Detailed process flow

A demagnetized and pulverized commercial NdFeB magnet (Niroku Seisakusyo) with mass of approximately 0.5 g was immersed in a 3% NaCl solution (300 mL) for 1 week. An air pump provided a constant air flow to the solution to accelerate the corrosion process. The corroded sample was then dissolved at room temperature in HCl solutions (100 mL) with concentrations of 0.2 mol/L or 0.5 mol/L for 1–2 h. After removal of any insoluble material, the solution was then reacted with the ionic liquid Cyphos® IL101 (HCl:ionic liquid = 4:1 in volume ratio), which was purchased from Sigma-Aldrich. A salting-out agent of 10 mol/L of NH4Cl was then added to the solution. The mixture was subjected to magnetic stirring at 750 rpm and 60 °C for 10 min. The mixture was then centrifuged at 2500 rpm for 10 min and split into each of its components. The HCl solution was then reacted with the oxalic acid.

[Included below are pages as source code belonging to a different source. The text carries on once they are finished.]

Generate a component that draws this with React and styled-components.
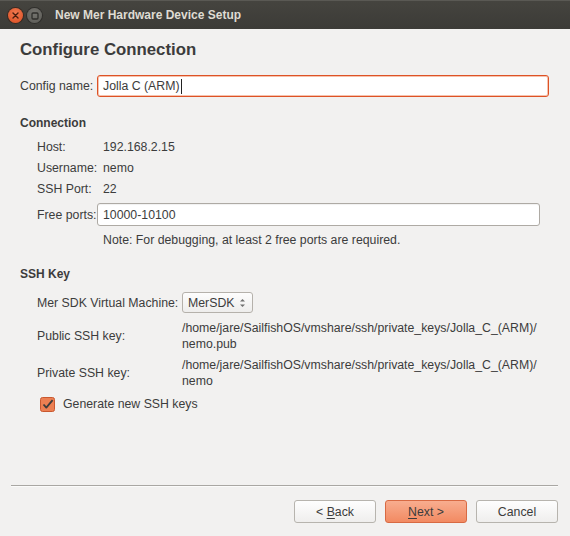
import React from "react";
import styled, { createGlobalStyle } from "styled-components";

const GlobalStyle = createGlobalStyle`
  html, body {
    margin: 0;
    padding: 0;
    background: #f2f1f0;
  }
  body {
    font-family: "Liberation Sans", Arial, sans-serif;
    font-size: 12.3px;
    color: #3c3c3c;
  }
`;

// whole dialog window
const Window = styled.div`
  width: 570px;
  height: 536px;
  display: flex;
  flex-direction: column;
  background: #f2f1f0;
  overflow: hidden;
`;

// title bar with window buttons
const TitleBar = styled.div`
  height: 29px;
  flex-shrink: 0;
  display: flex;
  align-items: center;
  padding-left: 8px;
  gap: 4px;
  background: linear-gradient(#45443f, #3c3b37);
  border-top: 1px solid #5a5954;
  box-sizing: border-box;
`;

const WinButton = styled.div`
  width: 15px;
  height: 15px;
  border-radius: 50%;
  display: flex;
  align-items: center;
  justify-content: center;
  margin-top: 1px;
  background: ${(p) =>
    p.close
      ? "radial-gradient(circle at 50% 35%, #f27a51, #dc4c1f)"
      : "radial-gradient(circle at 50% 35%, #75746f, #5b5a55)"};
  box-shadow: 0 0 0 1px ${(p) => (p.close ? "#3a2a22" : "#2f2e2b")};
`;

const Title = styled.div`
  margin-left: 9px;
  font-weight: bold;
  font-size: 12px;
  color: #dfdbd2;
`;

const Body = styled.div`
  flex: 1;
  padding: 0 21px 0 20px;
  display: flex;
  flex-direction: column;
`;

const Heading = styled.h1`
  margin: 11px 0 0;
  font-size: 16.8px;
  line-height: 20px;
  font-weight: bold;
  color: #3c3c3c;
`;

const NameRow = styled.div`
  margin-top: 15px;
  display: flex;
  align-items: center;
  height: 22px;
`;

const NameLabel = styled.div`
  width: 77px;
  flex-shrink: 0;
`;

const TextInput = styled.div`
  flex: 1;
  height: ${(p) => p.h || 22}px;
  box-sizing: border-box;
  display: flex;
  align-items: center;
  padding-left: 5px;
  background: #fff;
  border-radius: 3px;
  border: 1px solid ${(p) => (p.focused ? "#dd5226" : "#aeaaa4")};
  box-shadow: ${(p) =>
    p.focused ? "inset 0 0 0 1px #f7c2ad" : "inset 0 1px 1px rgba(0,0,0,0.06)"};
  margin-right: ${(p) => p.mr || 0}px;
`;

const Caret = styled.span`
  display: inline-block;
  width: 1px;
  height: 15px;
  background: #222;
  margin-left: 1px;
`;

const SectionTitle = styled.div`
  margin-top: ${(p) => p.mt}px;
  font-weight: bold;
  font-size: 12px;
  line-height: 16px;
`;

const Grid = styled.div`
  margin-top: ${(p) => p.mt || 0}px;
  padding-left: 17px;
  display: grid;
  grid-template-columns: ${(p) => p.labelWidth}px 1fr;
  align-items: center;
`;

const Label = styled.div`
  height: ${(p) => p.h}px;
  margin-top: ${(p) => p.mt || 0}px;
  display: flex;
  align-items: center;
`;

const Value = styled.div`
  height: ${(p) => p.h}px;
  margin-top: ${(p) => p.mt || 0}px;
  display: flex;
  align-items: center;
  padding-left: ${(p) => p.pl || 0}px;
`;

const PathValue = styled.div`
  margin-top: ${(p) => p.mt || 0}px;
  line-height: 16px;
`;

const Combo = styled.div`
  width: 71px;
  height: 21px;
  box-sizing: border-box;
  border: 1px solid #b5b1ab;
  border-radius: 3px;
  background: linear-gradient(#fdfdfd, #eeedec);
  display: flex;
  align-items: center;
  justify-content: space-between;
  padding: 0 6px 0 5px;
`;

const CheckRow = styled.div`
  margin-top: 5px;
  padding-left: 20px;
  height: 20px;
  display: flex;
  align-items: center;
  gap: 8px;
`;

const Footer = styled.div`
  padding: 0 12px 13px 11px;
  display: flex;
  flex-direction: column;
`;

const Separator = styled.div`
  height: 1px;
  background: #a9a7a3;
  border-bottom: 1px solid #fbfbfa;
  margin-bottom: 13px;
`;

const ButtonBar = styled.div`
  display: flex;
  justify-content: flex-end;
  gap: 9px;
`;

const Button = styled.div`
  width: 82px;
  height: 23px;
  box-sizing: border-box;
  border-radius: 3px;
  display: flex;
  align-items: center;
  justify-content: center;
  border: 1px solid ${(p) => (p.primary ? "#d86a43" : "#b7b4ae")};
  background: ${(p) =>
    p.primary
      ? "linear-gradient(#f8ad8f, #f28a62)"
      : "linear-gradient(#fefefe, #efeeed)"};
  color: #3c3c3c;
`;

const Mnemonic = styled.span`
  text-decoration: underline;
  text-underline-offset: 2px;
`;

const CloseIcon = () => (
  <svg width="7" height="7" viewBox="0 0 7 7">
    <path d="M1 1L6 6M6 1L1 6" stroke="#4a1d0e" strokeWidth="1.4" strokeLinecap="round" />
  </svg>
);

const MaxIcon = () => (
  <svg width="8" height="8" viewBox="0 0 8 8">
    <rect x="1" y="1" width="6" height="6" rx="1" fill="none" stroke="#2f2e2b" strokeWidth="1.3" />
  </svg>
);

const SpinArrows = () => (
  <svg width="7" height="12" viewBox="0 0 7 12">
    <path d="M1 4.5L3.5 2L6 4.5Z" fill="#6f6f6f" />
    <path d="M1 7.5L3.5 10L6 7.5Z" fill="#6f6f6f" />
  </svg>
);

const CheckBox = () => (
  <svg width="15" height="15" viewBox="0 0 15 15">
    <rect x="0.5" y="0.5" width="14" height="14" rx="2" fill="#ec7f52" stroke="#c9582f" />
    <path d="M3.5 7.5L6.3 10.6L12.6 3.2" fill="none" stroke="#3c3c3c" strokeWidth="1.8" strokeLinejoin="round" />
  </svg>
);

const App = () => {
  return (
    <>
      <GlobalStyle />
      <Window>
        <TitleBar>
          <WinButton close>
            <CloseIcon />
          </WinButton>
          <WinButton>
            <MaxIcon />
          </WinButton>
          <Title>New Mer Hardware Device Setup</Title>
        </TitleBar>

        <Body>
          <Heading>Configure Connection</Heading>

          <NameRow>
            <NameLabel>Config name:</NameLabel>
            <TextInput focused>
              Jolla C (ARM)
              <Caret />
            </TextInput>
          </NameRow>

          {/* connection section */}
          <SectionTitle mt={18}>Connection</SectionTitle>
          <Grid labelWidth={60} mt={5}>
            <Label h={21}>Host:</Label>
            <Value h={21} pl={6}>192.168.2.15</Value>
            <Label h={21}>Username:</Label>
            <Value h={21} pl={6}>nemo</Value>
            <Label h={21}>SSH Port:</Label>
            <Value h={21} pl={6}>22</Value>
            <Label h={23} mt={4}>Free ports:</Label>
            <Value h={23} mt={4}>
              <TextInput h={23} mr={9}>10000-10100</TextInput>
            </Value>
            <span />
            <Value h={20} mt={4} pl={6}>
              Note: For debugging, at least 2 free ports are required.
            </Value>
          </Grid>

          {/* ssh key section */}
          <SectionTitle mt={16}>SSH Key</SectionTitle>
          <Grid labelWidth={145} mt={10}>
            <Label h={21}>Mer SDK Virtual Machine:</Label>
            <Value h={21}>
              <Combo>
                MerSDK
                <SpinArrows />
              </Combo>
            </Value>
            <Label h={32} mt={7}>Public SSH key:</Label>
            <PathValue mt={7}>
              /home/jare/SailfishOS/vmshare/ssh/private_keys/Jolla_C_(ARM)/
              <br />
              nemo.pub
            </PathValue>
            <Label h={32} mt={5}>Private SSH key:</Label>
            <PathValue mt={5}>
              /home/jare/SailfishOS/vmshare/ssh/private_keys/Jolla_C_(ARM)/
              <br />
              nemo
            </PathValue>
          </Grid>
          <CheckRow>
            <CheckBox />
            Generate new SSH keys
          </CheckRow>
        </Body>

        <Footer>
          <Separator />
          <ButtonBar>
            <Button>
              &lt;&nbsp;<Mnemonic>B</Mnemonic>ack
            </Button>
            <Button primary>
              <Mnemonic>N</Mnemonic>ext &gt;
            </Button>
            <Button>Cancel</Button>
          </ButtonBar>
        </Footer>
      </Window>
    </>
  );
};

export default App;
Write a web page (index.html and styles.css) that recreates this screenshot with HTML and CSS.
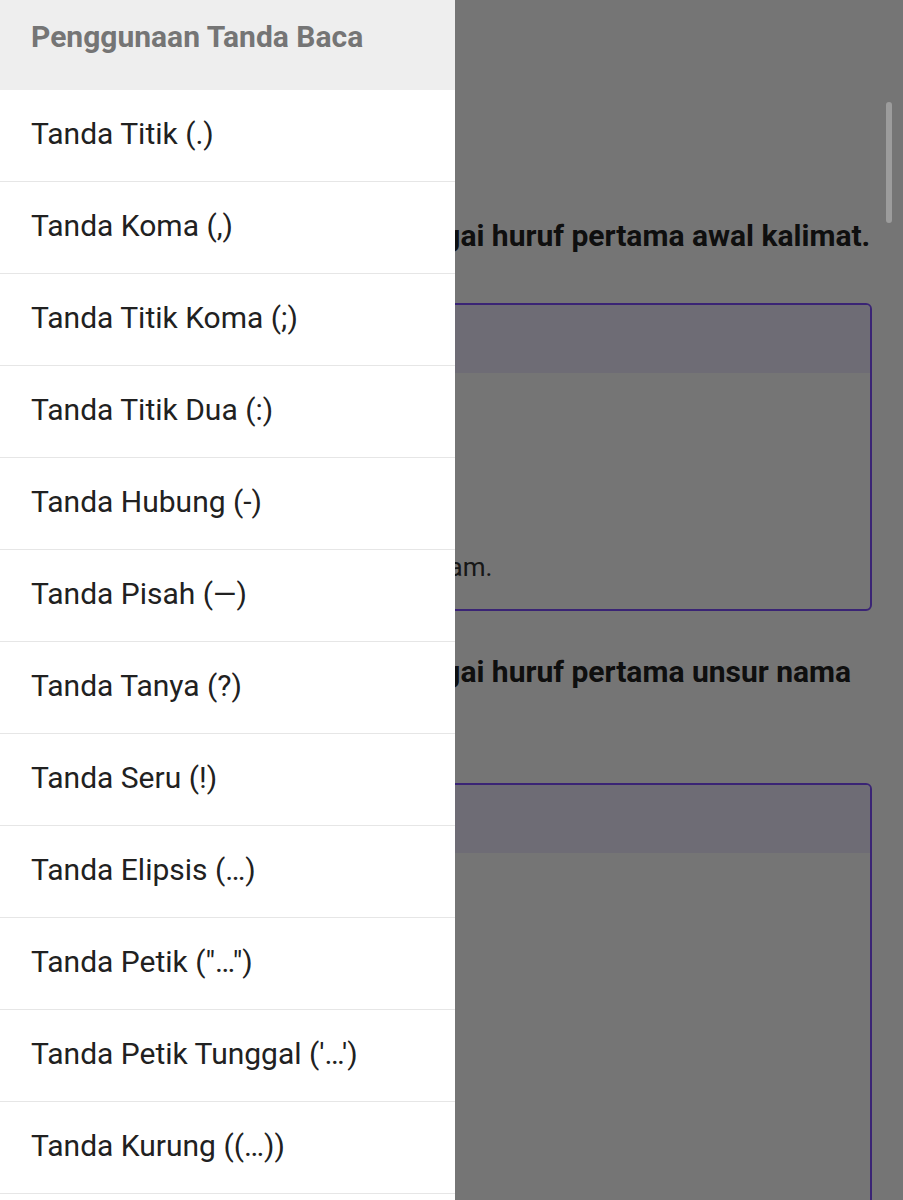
FILE: index.html
```html
<!DOCTYPE html>
<html lang="id">
<head>
<meta charset="utf-8">
<title>Penggunaan Tanda Baca</title>
<link rel="stylesheet" href="styles.css">
</head>
<body>
<main class="page">
  <h1 class="page-title">Huruf Kapital</h1>
  <div class="rule"><span class="rule-num">1.</span><p class="rule-text">Huruf kapital dipakai sebagai huruf pertama awal kalimat.</p></div>
  <section class="card">
    <div class="card-head"></div>
    <div class="card-body">
      <p>Misalnya:</p>
      <p>Dia mengantuk.</p>
      <p>Apa maksudnya?</p>
      <p>Kita harus bekerja keras.</p>
      <p>Kami berangkat ke kota pada malam.</p>
    </div>
  </section>
  <div class="rule"><span class="rule-num">2.</span><p class="rule-text">Huruf kapital dipakai sebagai huruf pertama unsur nama orang.</p></div>
  <section class="card">
    <div class="card-head"></div>
    <div class="card-body">
      <p>Misalnya:</p>
      <p>Amir Hamzah</p>
      <p>Dewi Sartika</p>
      <p>Halim Perdanakusumah</p>
      <p>Wage Rudolf Supratman</p>
      <p>Jenderal Kancil</p>
      <p>Dewa Pedang</p>
      <p>Mujair</p>
      <p>Ampere</p>
    </div>
  </section>
</main>

<div class="scrim"></div>
<div class="scroll-thumb"></div>

<nav class="drawer">
  <div class="drawer-head">Penggunaan Tanda Baca</div>
  <ul class="drawer-list">
    <li class="drawer-item">Tanda Titik (.)</li>
    <li class="drawer-item">Tanda Koma (,)</li>
    <li class="drawer-item">Tanda Titik Koma (;)</li>
    <li class="drawer-item">Tanda Titik Dua (:)</li>
    <li class="drawer-item">Tanda Hubung (-)</li>
    <li class="drawer-item">Tanda Pisah (—)</li>
    <li class="drawer-item">Tanda Tanya (?)</li>
    <li class="drawer-item">Tanda Seru (!)</li>
    <li class="drawer-item">Tanda Elipsis (…)</li>
    <li class="drawer-item">Tanda Petik ("…")</li>
    <li class="drawer-item">Tanda Petik Tunggal ('…')</li>
    <li class="drawer-item">Tanda Kurung ((…))</li>
    <li class="drawer-item">Tanda Kurung Siku ([…])</li>
  </ul>
</nav>
</body>
</html>
```

FILE: styles.css
```css
html, body {
  margin: 0;
  padding: 0;
}
body {
  font-family: Roboto, "Noto Sans", "Liberation Sans", sans-serif;
  background: #ffffff;
  color: #212121;
  width: 903px;
  height: 1200px;
  overflow: hidden;
}

/* underlying page */
.page {
  padding: 0 31px 0 31px;
}
.page-title {
  margin: 0;
  height: 214px;
  box-sizing: border-box;
  padding-top: 120px;
  font-size: 34px;
  font-weight: 500;
  line-height: 44px;
}
.rule {
  display: flex;
  margin: 0 -20px 45px 0;
  font-size: 30px;
  font-weight: 700;
  line-height: 44px;
  color: #212121;
}
.card + .rule {
  margin-top: 39px;
}
.rule-num {
  flex: none;
  width: 60px;
}
.rule-text {
  margin: 0;
  width: 790px;
}
.card {
  border: 2px solid #7e4fff;
  border-radius: 6px;
  overflow: hidden;
}
.card-head {
  height: 68px;
  background: #efebff;
}
.card-body {
  padding: 32px 24px 24px 30px;
  font-size: 26px;
  line-height: 36px;
  color: #333333;
}
.card-body p {
  margin: 0;
}

/* dim layer */
.scrim {
  position: fixed;
  inset: 0;
  background: rgba(0, 0, 0, 0.54);
  z-index: 1;
}
.scroll-thumb {
  position: fixed;
  top: 102px;
  right: 11px;
  width: 6px;
  height: 121px;
  border-radius: 3px;
  background: #9c9c9c;
  z-index: 2;
}

/* drawer */
.drawer {
  position: fixed;
  top: 0;
  left: 0;
  bottom: 0;
  width: 455px;
  background: #ffffff;
  z-index: 3;
  overflow: hidden;
}
.drawer-head {
  height: 90px;
  box-sizing: border-box;
  padding: 20px 0 0 31px;
  background: #eeeeee;
  color: #757575;
  font-size: 30px;
  font-weight: 700;
  line-height: 34px;
}
.drawer-list {
  list-style: none;
  margin: 0;
  padding: 0;
}
.drawer-item {
  height: 92px;
  box-sizing: border-box;
  display: flex;
  align-items: center;
  padding: 0 0 4px 31px;
  border-bottom: 1px solid #e6e6e6;
  font-size: 30px;
  color: #212121;
}
```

Stripping of Fe3+ from the ionic liquid

The yellow-coloured ionic liquid that contained Fe3+, which was obtained in the actual process flow, was reacted with an ammonia solution (approximately 3 wt.%) with a volume ratio of Cyphos® IL101:ammonia solution = 1:10. The resulting precipitate at the interface between the liquids was collected using a cellulose filter and was calcined with the filter at 800 °C for 5 h in air.

Sample characterization

The composition of the demagnetized magnet was checked using an energy dispersive X-ray spectrometer that was equipped in a field emission scanning electron microscope (JEOL, JSM-7100F). Several samples, which had first been calcined at 800 °C for 5 h in air, were evaluated using a powder X-ray diffractometer (Shimadzu, XRD-7000L) with Cu-Kα radiation. We used an inductively coupled plasma atomic emission spectrometer (Shimadzu, ICPE-9000) to analyse the concentrations of Nd, Pr, Fe and B that were dissolved in the HCl or NaCl solutions. These concentrations were determined based on the working curves of standard Nd, Pr, Fe and B liquids.